Kommentar Skandal um Organspenden - Perversion der Medizin

Für Patienten, die auf ein Spenderorgan warten, geht es nicht selten um Leben und Tod. Jeden Tag sterben drei Menschen, die auf der Warteliste stehen für eine Spenderniere, eine Leber, ein Herz oder eine Bauchspeicheldrüse.

Aus diesem Grund sind die Vorwürfe gegen den Göttinger Transplantationsmediziner so ungeheuerlich. Falls sich der Verdacht bewahrheitet, sorgte der Oberarzt mit Tricks und Kniffen, die neben hoher krimineller Energie eine erschreckende Taubheit des Gewissens dokumentieren, dafür, dass Patienten gegen hohe Geldzahlungen bei der Organvergabe bevorzugt wurden.
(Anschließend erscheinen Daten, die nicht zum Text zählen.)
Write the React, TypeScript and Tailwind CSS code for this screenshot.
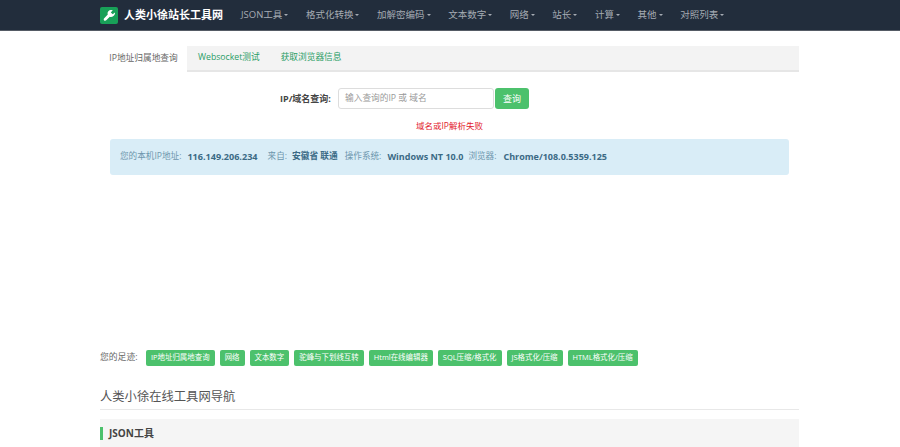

Im Raum steht die Möglichkeit, dass Menschen starben, weil ihnen zugunsten zahlungskräftiger Mitbewerber das lebensrettende Organ vorenthalten wurde. Die Transplantations-Warteliste als Konkurrenz der Todkranken, bei der das dickere Bankkonto entscheidet, wer lebt und wer stirbt - eine größere Perversion der Medizin ist kaum denkbar. Schwer vorstellbar, dass der Mann ohne Helfer gearbeitet hat.

Vor wenigen Wochen erst hat der Bundestag ein neues Organspendegesetz beschlossen. Das Ziel: Die Menschen zur Organgabe zu ermutigen, die viel zu geringe Zahl der Spender zu erhöhen. Die Vorwürfe gegen den Göttinger Arzt bedeuten für dieses Vorhaben einen schweren Rückschlag. Denn die Bereitschaft, selbst Spender zu werden, setzt unbedingtes Vertrauen voraus - Vertrauen darein, dass bei der Vergabe der Organe die Bedürftigkeit zählt, nicht Reichtum und Skrupellosigkeit.